◆ WORK TO BE COMPLETED ◆
Retype all of the listing exactly, passing over any picture you find.

◆ COLLECTED MATERIAL ◆
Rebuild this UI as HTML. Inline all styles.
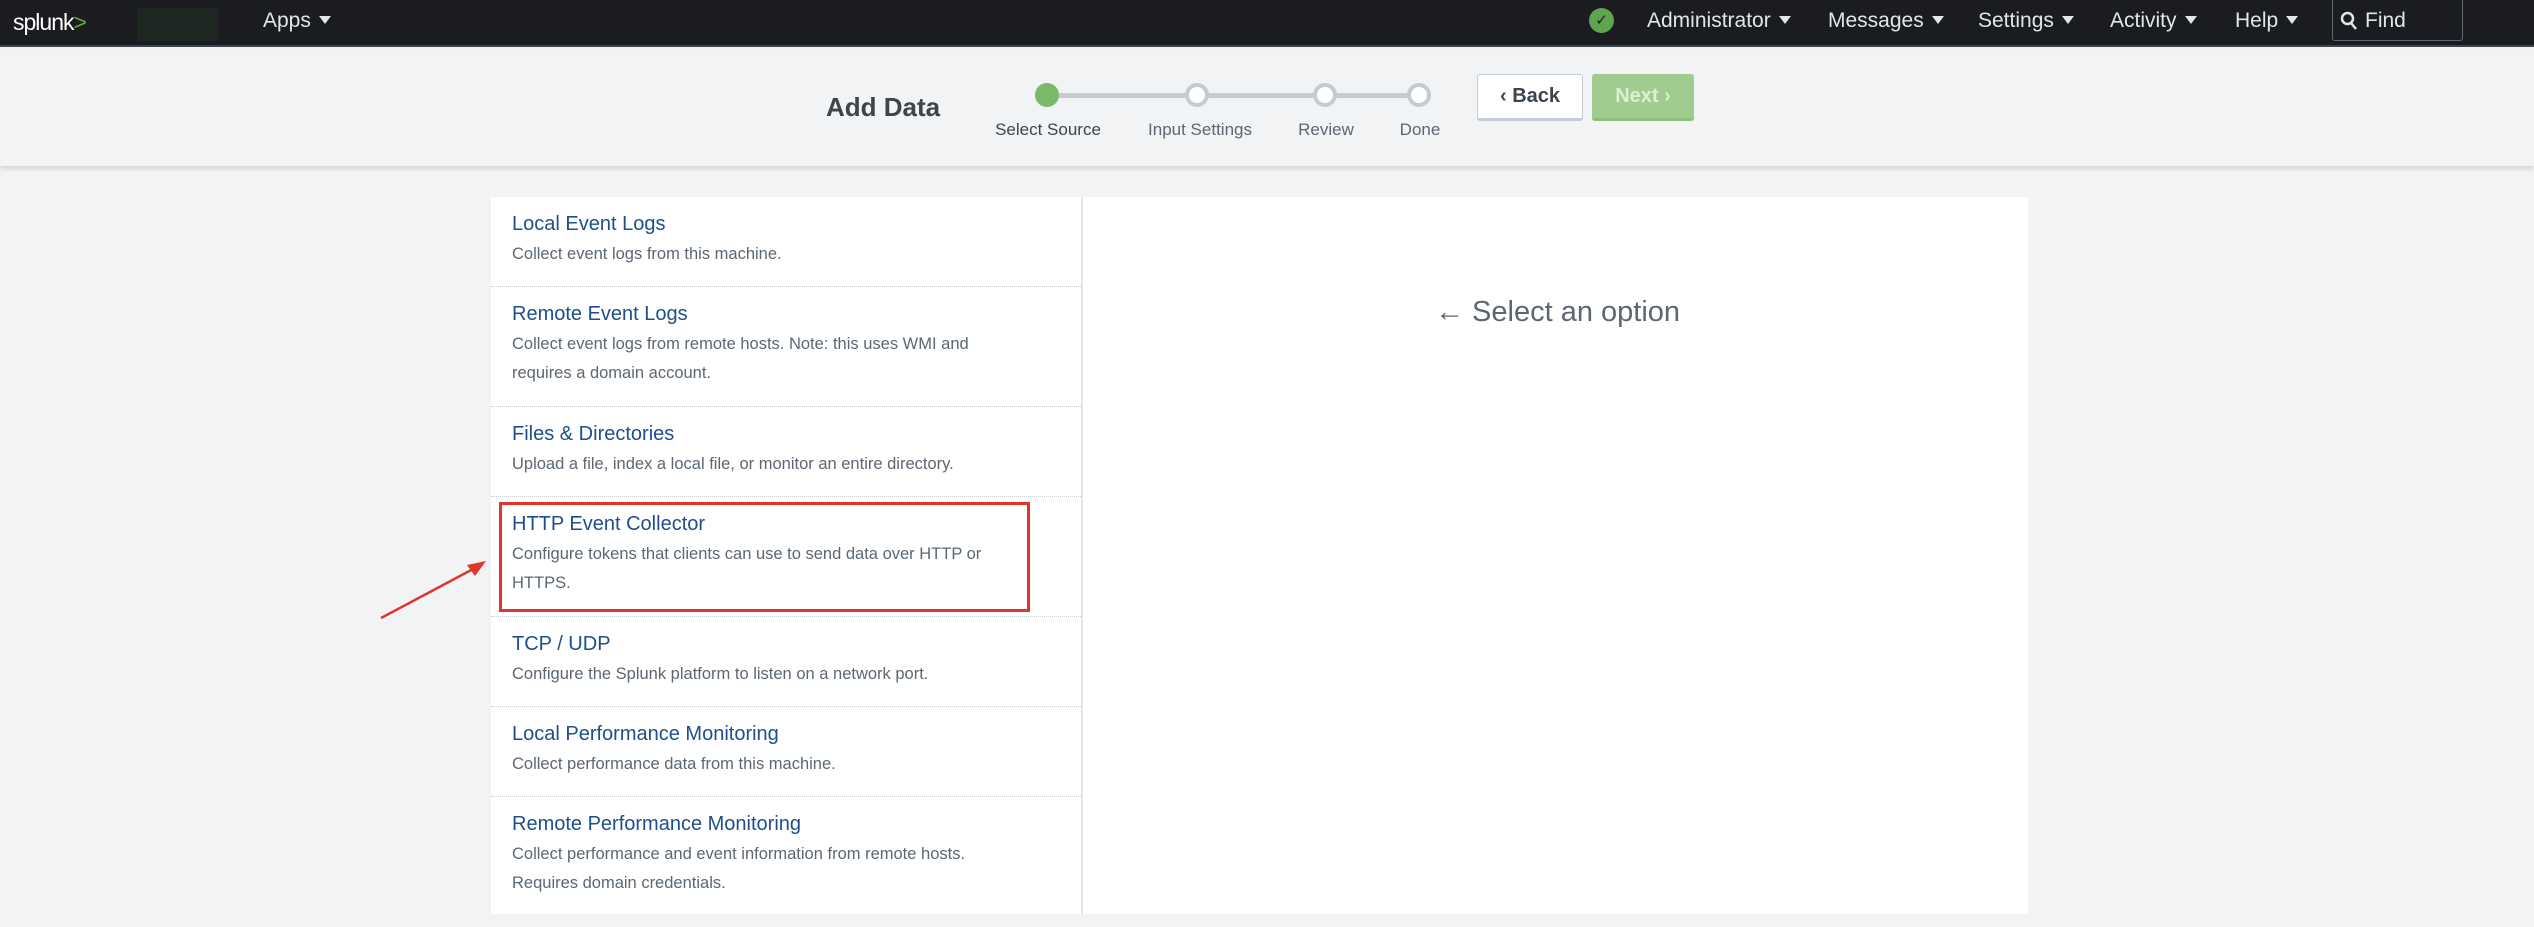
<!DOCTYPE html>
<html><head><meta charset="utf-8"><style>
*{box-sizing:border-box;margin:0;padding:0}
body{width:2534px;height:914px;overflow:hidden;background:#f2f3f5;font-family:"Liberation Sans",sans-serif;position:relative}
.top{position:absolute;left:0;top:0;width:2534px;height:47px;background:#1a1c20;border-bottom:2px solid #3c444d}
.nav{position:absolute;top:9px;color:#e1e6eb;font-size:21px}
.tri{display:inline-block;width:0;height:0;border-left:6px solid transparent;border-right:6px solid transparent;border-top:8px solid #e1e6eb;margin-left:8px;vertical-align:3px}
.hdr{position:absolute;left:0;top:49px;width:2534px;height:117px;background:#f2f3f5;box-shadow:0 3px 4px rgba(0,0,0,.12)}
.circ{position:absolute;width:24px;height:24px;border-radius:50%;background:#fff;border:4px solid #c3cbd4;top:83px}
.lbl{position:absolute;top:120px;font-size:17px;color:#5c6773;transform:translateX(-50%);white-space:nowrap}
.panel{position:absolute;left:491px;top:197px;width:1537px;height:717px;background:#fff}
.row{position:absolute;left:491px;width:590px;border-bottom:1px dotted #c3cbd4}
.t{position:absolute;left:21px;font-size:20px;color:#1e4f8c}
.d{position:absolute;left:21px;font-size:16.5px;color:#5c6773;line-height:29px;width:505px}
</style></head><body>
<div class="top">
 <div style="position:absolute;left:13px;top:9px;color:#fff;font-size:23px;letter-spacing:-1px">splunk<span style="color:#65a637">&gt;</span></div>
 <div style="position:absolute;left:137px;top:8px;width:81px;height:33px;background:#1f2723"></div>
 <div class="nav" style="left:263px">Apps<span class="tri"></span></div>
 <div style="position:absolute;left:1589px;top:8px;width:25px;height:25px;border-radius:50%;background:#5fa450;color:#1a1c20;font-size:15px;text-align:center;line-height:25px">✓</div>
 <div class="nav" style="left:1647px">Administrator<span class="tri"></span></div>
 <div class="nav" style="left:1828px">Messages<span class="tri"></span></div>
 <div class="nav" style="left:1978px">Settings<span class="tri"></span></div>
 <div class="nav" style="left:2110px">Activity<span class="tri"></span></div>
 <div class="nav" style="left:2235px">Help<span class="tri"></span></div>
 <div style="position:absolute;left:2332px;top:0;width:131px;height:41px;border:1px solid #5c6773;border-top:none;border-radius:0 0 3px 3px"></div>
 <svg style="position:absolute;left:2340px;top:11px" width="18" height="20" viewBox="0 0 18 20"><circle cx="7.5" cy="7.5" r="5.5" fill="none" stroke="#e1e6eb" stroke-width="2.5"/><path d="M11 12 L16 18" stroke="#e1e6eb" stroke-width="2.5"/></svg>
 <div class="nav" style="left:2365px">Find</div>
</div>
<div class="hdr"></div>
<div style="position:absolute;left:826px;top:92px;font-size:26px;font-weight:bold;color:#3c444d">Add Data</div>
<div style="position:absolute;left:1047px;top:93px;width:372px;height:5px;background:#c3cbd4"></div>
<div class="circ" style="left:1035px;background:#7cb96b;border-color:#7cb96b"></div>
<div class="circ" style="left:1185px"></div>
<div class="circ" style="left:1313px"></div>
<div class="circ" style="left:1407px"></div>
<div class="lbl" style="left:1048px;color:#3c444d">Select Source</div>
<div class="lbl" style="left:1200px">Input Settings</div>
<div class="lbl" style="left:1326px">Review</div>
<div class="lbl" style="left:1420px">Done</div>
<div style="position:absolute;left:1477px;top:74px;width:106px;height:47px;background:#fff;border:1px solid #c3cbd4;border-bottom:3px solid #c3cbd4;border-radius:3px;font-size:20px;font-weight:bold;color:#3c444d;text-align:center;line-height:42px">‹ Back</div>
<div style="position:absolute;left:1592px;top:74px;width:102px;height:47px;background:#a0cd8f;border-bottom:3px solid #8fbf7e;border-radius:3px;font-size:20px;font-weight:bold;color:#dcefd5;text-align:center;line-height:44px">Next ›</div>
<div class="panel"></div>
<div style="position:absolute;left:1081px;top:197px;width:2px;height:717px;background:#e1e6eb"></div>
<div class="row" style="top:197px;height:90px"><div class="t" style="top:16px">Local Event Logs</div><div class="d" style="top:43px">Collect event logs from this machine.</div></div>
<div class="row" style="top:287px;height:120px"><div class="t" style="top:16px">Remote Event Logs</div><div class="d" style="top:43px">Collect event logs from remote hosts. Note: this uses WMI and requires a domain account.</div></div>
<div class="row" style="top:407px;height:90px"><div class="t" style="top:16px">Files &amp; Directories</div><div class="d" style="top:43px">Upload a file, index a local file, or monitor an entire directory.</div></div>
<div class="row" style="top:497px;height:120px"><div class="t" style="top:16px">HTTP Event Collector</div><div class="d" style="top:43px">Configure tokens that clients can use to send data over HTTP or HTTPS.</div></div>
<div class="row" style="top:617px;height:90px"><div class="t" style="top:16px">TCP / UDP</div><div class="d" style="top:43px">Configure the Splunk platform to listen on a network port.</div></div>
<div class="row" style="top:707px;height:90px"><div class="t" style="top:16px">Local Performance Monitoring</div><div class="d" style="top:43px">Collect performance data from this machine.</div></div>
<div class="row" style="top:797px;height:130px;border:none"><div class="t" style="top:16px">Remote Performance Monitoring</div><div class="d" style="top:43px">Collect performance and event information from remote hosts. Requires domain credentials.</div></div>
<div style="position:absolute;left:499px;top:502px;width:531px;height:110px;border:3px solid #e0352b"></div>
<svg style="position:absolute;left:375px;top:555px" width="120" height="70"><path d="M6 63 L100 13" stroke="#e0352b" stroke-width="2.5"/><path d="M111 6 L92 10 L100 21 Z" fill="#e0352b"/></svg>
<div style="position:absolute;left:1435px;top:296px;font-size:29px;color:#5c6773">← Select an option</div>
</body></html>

◆ CORRECT RESULT ◆
Rebuild this UI as HTML. Inline all styles.
<!DOCTYPE html>
<html><head><meta charset="utf-8"><style>
*{box-sizing:border-box;margin:0;padding:0}
body{width:2534px;height:914px;overflow:hidden;background:#f2f3f5;font-family:"Liberation Sans",sans-serif;position:relative}
.top{position:absolute;left:0;top:0;width:2534px;height:47px;background:#1a1c20;border-bottom:2px solid #3c444d}
.nav{position:absolute;top:9px;color:#e1e6eb;font-size:21px}
.tri{display:inline-block;width:0;height:0;border-left:6px solid transparent;border-right:6px solid transparent;border-top:8px solid #e1e6eb;margin-left:8px;vertical-align:3px}
.hdr{position:absolute;left:0;top:49px;width:2534px;height:117px;background:#f2f3f5;box-shadow:0 3px 4px rgba(0,0,0,.12)}
.circ{position:absolute;width:24px;height:24px;border-radius:50%;background:#fff;border:4px solid #c3cbd4;top:83px}
.lbl{position:absolute;top:120px;font-size:17px;color:#5c6773;transform:translateX(-50%);white-space:nowrap}
.panel{position:absolute;left:491px;top:197px;width:1537px;height:717px;background:#fff}
.row{position:absolute;left:491px;width:590px;border-bottom:1px dotted #c3cbd4}
.t{position:absolute;left:21px;font-size:20px;color:#1e4f8c}
.d{position:absolute;left:21px;font-size:16.5px;color:#5c6773;line-height:29px;width:505px}
</style></head><body>
<div class="top">
 <div style="position:absolute;left:13px;top:9px;color:#fff;font-size:23px;letter-spacing:-1px">splunk<span style="color:#65a637">&gt;</span></div>
 <div style="position:absolute;left:137px;top:8px;width:81px;height:33px;background:#1f2723"></div>
 <div class="nav" style="left:263px">Apps<span class="tri"></span></div>
 <div style="position:absolute;left:1589px;top:8px;width:25px;height:25px;border-radius:50%;background:#5fa450;color:#1a1c20;font-size:15px;text-align:center;line-height:25px">✓</div>
 <div class="nav" style="left:1647px">Administrator<span class="tri"></span></div>
 <div class="nav" style="left:1828px">Messages<span class="tri"></span></div>
 <div class="nav" style="left:1978px">Settings<span class="tri"></span></div>
 <div class="nav" style="left:2110px">Activity<span class="tri"></span></div>
 <div class="nav" style="left:2235px">Help<span class="tri"></span></div>
 <div style="position:absolute;left:2332px;top:0;width:131px;height:41px;border:1px solid #5c6773;border-top:none;border-radius:0 0 3px 3px"></div>
 <svg style="position:absolute;left:2340px;top:11px" width="18" height="20" viewBox="0 0 18 20"><circle cx="7.5" cy="7.5" r="5.5" fill="none" stroke="#e1e6eb" stroke-width="2.5"/><path d="M11 12 L16 18" stroke="#e1e6eb" stroke-width="2.5"/></svg>
 <div class="nav" style="left:2365px">Find</div>
</div>
<div class="hdr"></div>
<div style="position:absolute;left:826px;top:92px;font-size:26px;font-weight:bold;color:#3c444d">Add Data</div>
<div style="position:absolute;left:1047px;top:93px;width:372px;height:5px;background:#c3cbd4"></div>
<div class="circ" style="left:1035px;background:#7cb96b;border-color:#7cb96b"></div>
<div class="circ" style="left:1185px"></div>
<div class="circ" style="left:1313px"></div>
<div class="circ" style="left:1407px"></div>
<div class="lbl" style="left:1048px;color:#3c444d">Select Source</div>
<div class="lbl" style="left:1200px">Input Settings</div>
<div class="lbl" style="left:1326px">Review</div>
<div class="lbl" style="left:1420px">Done</div>
<div style="position:absolute;left:1477px;top:74px;width:106px;height:47px;background:#fff;border:1px solid #c3cbd4;border-bottom:3px solid #c3cbd4;border-radius:3px;font-size:20px;font-weight:bold;color:#3c444d;text-align:center;line-height:42px">‹ Back</div>
<div style="position:absolute;left:1592px;top:74px;width:102px;height:47px;background:#a0cd8f;border-bottom:3px solid #8fbf7e;border-radius:3px;font-size:20px;font-weight:bold;color:#dcefd5;text-align:center;line-height:44px">Next ›</div>
<div class="panel"></div>
<div style="position:absolute;left:1081px;top:197px;width:2px;height:717px;background:#e1e6eb"></div>
<div class="row" style="top:197px;height:90px"><div class="t" style="top:16px">Local Event Logs</div><div class="d" style="top:43px">Collect event logs from this machine.</div></div>
<div class="row" style="top:287px;height:120px"><div class="t" style="top:16px">Remote Event Logs</div><div class="d" style="top:43px">Collect event logs from remote hosts. Note: this uses WMI and requires a domain account.</div></div>
<div class="row" style="top:407px;height:90px"><div class="t" style="top:16px">Files &amp; Directories</div><div class="d" style="top:43px">Upload a file, index a local file, or monitor an entire directory.</div></div>
<div class="row" style="top:497px;height:120px"><div class="t" style="top:16px">HTTP Event Collector</div><div class="d" style="top:43px">Configure tokens that clients can use to send data over HTTP or HTTPS.</div></div>
<div class="row" style="top:617px;height:90px"><div class="t" style="top:16px">TCP / UDP</div><div class="d" style="top:43px">Configure the Splunk platform to listen on a network port.</div></div>
<div class="row" style="top:707px;height:90px"><div class="t" style="top:16px">Local Performance Monitoring</div><div class="d" style="top:43px">Collect performance data from this machine.</div></div>
<div class="row" style="top:797px;height:130px;border:none"><div class="t" style="top:16px">Remote Performance Monitoring</div><div class="d" style="top:43px">Collect performance and event information from remote hosts. Requires domain credentials.</div></div>
<div style="position:absolute;left:499px;top:502px;width:531px;height:110px;border:3px solid #e0352b"></div>
<svg style="position:absolute;left:375px;top:555px" width="120" height="70"><path d="M6 63 L100 13" stroke="#e0352b" stroke-width="2.5"/><path d="M111 6 L92 10 L100 21 Z" fill="#e0352b"/></svg>
<div style="position:absolute;left:1435px;top:296px;font-size:29px;color:#5c6773">← Select an option</div>
</body></html>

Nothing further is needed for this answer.